To close the “loophole,” as many called it, Congress changed the law. Under the new rules, food stamp recipients have to receive at least $20 each year in utility assistance to qualify for more food aid. The change was projected to cut benefits by about $90 per month for the 850,000 households affected. The average monthly benefit per household for all 50 states and the District of Columbia in fiscal year 2013 was $275.


But in response to the change, states have simply boosted LIHEAP funding to meet the new threshold. In most cases, they have been able to do so without using state dollars, though some states may be forced to dip into their own money if they exhaust their annual LIHEAP grants. States have varying amounts of leftover LIHEAP money, depending on how many of their residents were enrolled in the program during the year, the cost of energy and the severity of the weather.


New York Gov. Andrew Cuomo, a Democrat, said in February his state would spend about $6 million in federal funds to preserve $457 million in food aid for 300,000 households. Connecticut will spend $1.4 million of its federal LIHEAP money to preserve $66.6 million in food aid for 50,000 households. Republican Gov. Tom Corbett of Pennsylvania surprised many by agreeing to spend $8 million in federal LIHEAP money to save $300 million in food aid for 400,000 households.


Rhode Island will avoid $69 million in food stamp cuts by spending $1.38 million more in federal utility aid. For Montana, $24,000 in additional LIHEAP spending will prevent $2 million in food stamp cuts. And Oregon will spend an additional $2 million in LIHEAP money to protect $55.7 million in food stamp benefits.


D.C. would have to boost its annual utility aid to $1.3 million from $60,000 in order to avoid cuts to its “Heat and Eat” recipients. It has promised to “find a solution” for continuing the program, without specifying where the money will come from.
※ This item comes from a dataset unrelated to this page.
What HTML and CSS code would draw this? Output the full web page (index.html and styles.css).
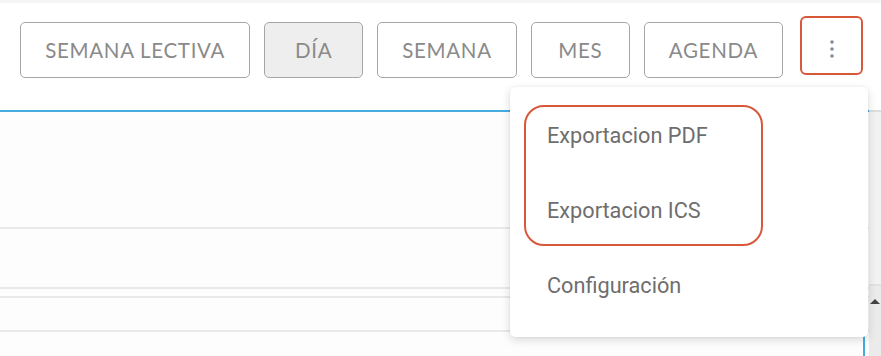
FILE: index.html
```html
<!DOCTYPE html>
<html lang="es">
<head>
<meta charset="utf-8">
<title>Calendario</title>
<link rel="stylesheet" href="styles.css">
</head>
<body>
<div class="page">
  <div class="topband"></div>
  <header class="toolbar">
    <button class="btn">SEMANA LECTIVA</button>
    <button class="btn active">DÍA</button>
    <button class="btn">SEMANA</button>
    <button class="btn">MES</button>
    <button class="btn">AGENDA</button>
    <button class="kebab" aria-label="Más opciones">
      <svg width="6" height="20" viewBox="0 0 6 20"><circle cx="3" cy="3" r="1.8"/><circle cx="3" cy="10" r="1.8"/><circle cx="3" cy="17" r="1.8"/></svg>
    </button>
  </header>
  <div class="calendar">
    <div class="grid">
      <div class="row r1"></div>
      <div class="row r2"></div>
      <div class="row r3"></div>
      <div class="row r4"></div>
      <div class="row r5"><div class="focus"></div></div>
    </div>
    <div class="scrollbar">
      <div class="sb-top"></div>
      <div class="sb-track"><span class="sb-arrow"></span></div>
    </div>
  </div>
  <div class="menu">
    <div class="highlight"></div>
    <div class="item">Exportacion PDF</div>
    <div class="item">Exportacion ICS</div>
    <div class="item">Configuración</div>
  </div>
</div>
</body>
</html>
```
FILE: styles.css
```css
* { box-sizing: border-box; }
html, body { margin: 0; padding: 0; }
body { background: #fdfdfd; font-family: Lato, "Liberation Sans", sans-serif; overflow: hidden; }
.page { position: relative; width: 881px; height: 356px; }
.topband { height: 3px; background: #f5f5f5; }
.toolbar {
  height: 107px;
  display: flex;
  justify-content: flex-end;
  align-items: flex-start;
  gap: 14px;
  padding: 19px 18px 0 0;
  background: #ffffff;
}
.btn {
  height: 56px;
  min-width: 99px;
  padding: 0 24px;
  border: 1.6px solid #a6a6a6;
  border-radius: 5px;
  background: #ffffff;
  color: #8a8a8a;
  font-family: Lato, "Liberation Sans", sans-serif;
  font-size: 20.5px;
  letter-spacing: 0.7px;
}
.btn.active { background: #eeeeee; }
.kebab {
  width: 63px;
  height: 59px;
  margin-top: -6px;
  margin-left: 3px;
  border: 2px solid #d8593a;
  border-radius: 6px;
  background: #ffffff;
  display: flex;
  align-items: center;
  justify-content: center;
  padding: 6px 0 0 0;
}
.kebab svg { fill: #7f8b99; }
.calendar { display: grid; grid-template-columns: 1fr 12px; height: 246px; }
.grid { border-top: 2px solid #45ace0; display: flex; flex-direction: column; }
.row { border-bottom: 2px solid #e9e9e9; }
.r1 { height: 117px; }
.r2 { height: 60px; }
.r3 { height: 9px; }
.r4 { height: 34px; }
.r5 { flex: 1; border-bottom: 0; position: relative; }
.focus { position: absolute; right: 4px; top: 4px; bottom: 0; width: 2px; background: #45ace0; }
.scrollbar { display: flex; flex-direction: column; background: #f2f2f2; }
.sb-top { height: 176px; border-top: 2px solid #dddddd; border-bottom: 2px solid #e2e2e2; }
.sb-track { flex: 1; background: #ebebeb; display: flex; justify-content: center; padding-top: 13px; }
.sb-arrow { width: 0; height: 0; border-left: 5px solid transparent; border-right: 5px solid transparent; border-bottom: 5px solid #444; }
.menu {
  position: absolute;
  left: 510px;
  top: 87px;
  width: 358px;
  height: 250px;
  background: #ffffff;
  border-radius: 5px;
  box-shadow: 0 3px 10px rgba(0,0,0,0.14), 0 0 3px rgba(0,0,0,0.06);
  padding: 11px 0 14px 0;
  display: flex;
  flex-direction: column;
}
.item {
  height: 75px;
  display: flex;
  align-items: center;
  padding-left: 37px;
  font-family: Roboto, "Liberation Sans", sans-serif;
  font-size: 21.7px;
  color: #6e6e6e;
}
.highlight {
  position: absolute;
  left: 14px;
  top: 18px;
  width: 239px;
  height: 141px;
  border: 2px solid #d8593a;
  border-radius: 20px;
}
```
If the other “Heat and Eat” states follow suit, they would nullify almost all of the projected food stamp cuts in the farm bill, which would have affected about 4 percent of the households in the program.


None of the states contacted by Stateline indicated a willingness to accept the cuts as enacted by Congress. (Delaware, a state often reported as being affected by the cuts, says it no longer uses the “Heat and Eat” provision, and isn’t subject to the cuts.)


But the “Heat and Eat” states stand on strange political ground. Though “Heat and Eat” had some defenders on Capitol Hill, there was bipartisan support for ending the program during the years of rancorous debate over the farm bill.


The Republican-controlled House targeted the program in its version of the farm bill, but so did the Senate, which is controlled by the Democrats. Democratic Sen. Debbie Stabenow of Michigan, who chairs the Senate Agriculture Committee, said the change addressed “misuse” of the program. Even the left-leaning Center on Budget and Policy Priorities gave its blessing to the demise of the program after the farm bill passed, with its founder calling the “Heat and Eat” provision “difficult to defend.”


Some critics of “Heat and Eat” are now calling on Congress to return to the issue to ensure the cuts are carried out, even though revisiting a debate over food stamps could be politically perilous for members of both parties. Last week, House Speaker John Boehner, R-Ohio, criticized states for getting around the cuts, according to news reports.


“States don’t really have any accountability for this money,” said Rachel Sheffield of the conservative Heritage Foundation, who criticized the states in a blog post earlier this month and called on Congress to act.


The controversy is placing some state officials at odds with members of their own party in Washington. For Republican governors with presidential aspirations, such as Scott Walker of Wisconsin and Chris Christie of New Jersey, rolling back cuts that were hailed by conservatives could present political problems on the presidential campaign trail.


For those defending the states, the reason to support “Heat and Eat” is the same as it’s always been: It gives a boost to a safety-net program they see as insufficient to meet the needs of those who rely on it. They also note that the recent cuts came on top of a $5 billion across-the-board cut for all recipients enacted last November.


“This is a really vulnerable population,” said Dave Yacovone, commissioner of Vermont’s Department of Children and Families. Vermont will spend $300,000 to ensure at least $6 million in aid continues, if the legislature approves the move, as Yacovone expects it to. “We’re doing everything we can to strengthen the social safety net.”


As for those saying he’s gaming the system, Yacovone denies that as well.


“It’s a loophole they created,” he said of Congress, “so I would say I’m just using the law that they made.”